CX500R — similar to that of the old CR500R two stroke monsters of the 80’s.
• Any idea of horsepower, weight, and/or performance numbers?
Nope. The performance upgrades came out of three basic needs of the original factory design. The bike handled like crap, it couldn’t breathe, and the rider’s body was in the complete wrong position to handle the bike in racing situations (and while avoiding texting students and SUV-driving, lane-weaving soccer moms trying to discipline their kids in the back seat).
The suspension was completely upgraded to fully adjustable modern components, so that the bike and the rider can be one. The intake and exhaust are now open and flowing, so carb changes were required to give the bike more fuel to match the additional air intake needs. From my motocross background, riding position is critical! The riding position was drastically changed to give the hands, feet and body center of mass the optimum position for confident control while blasting down the twisting back roads and while making avoidance maneuvers.
• Can you tell us what it’s like to ride this bike?

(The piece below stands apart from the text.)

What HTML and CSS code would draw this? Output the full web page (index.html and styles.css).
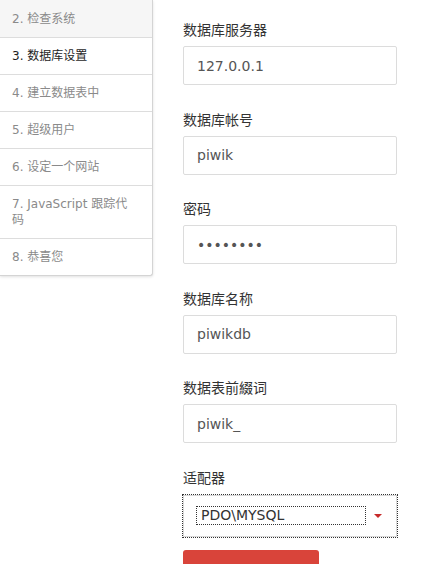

This bike handles like a modern bike with its fully upgraded suspension and riding position. It sounds great and has more power than stock. Lots of looks, thumbs up, etc. It grabs a lot of attention.
• Was there anything done during this build that you are particularly proud of?
The exhaust came out very nice! It was a lot of work, but “one-of-a-kind” worth it! The rear wheel is super cool! Those who know CX’s will appreciate the work done to mount a fat tire onto the original Comstar spokes. The rear mono-shock conversion turned out very nice as well. Super balanced with the front end upgrade, and adjustable. The mono-shock hoop turned out so nice using the left and right sections of the rear subframe. The curve of the original metal was perfect for the size and shape of the new meaty rear tire.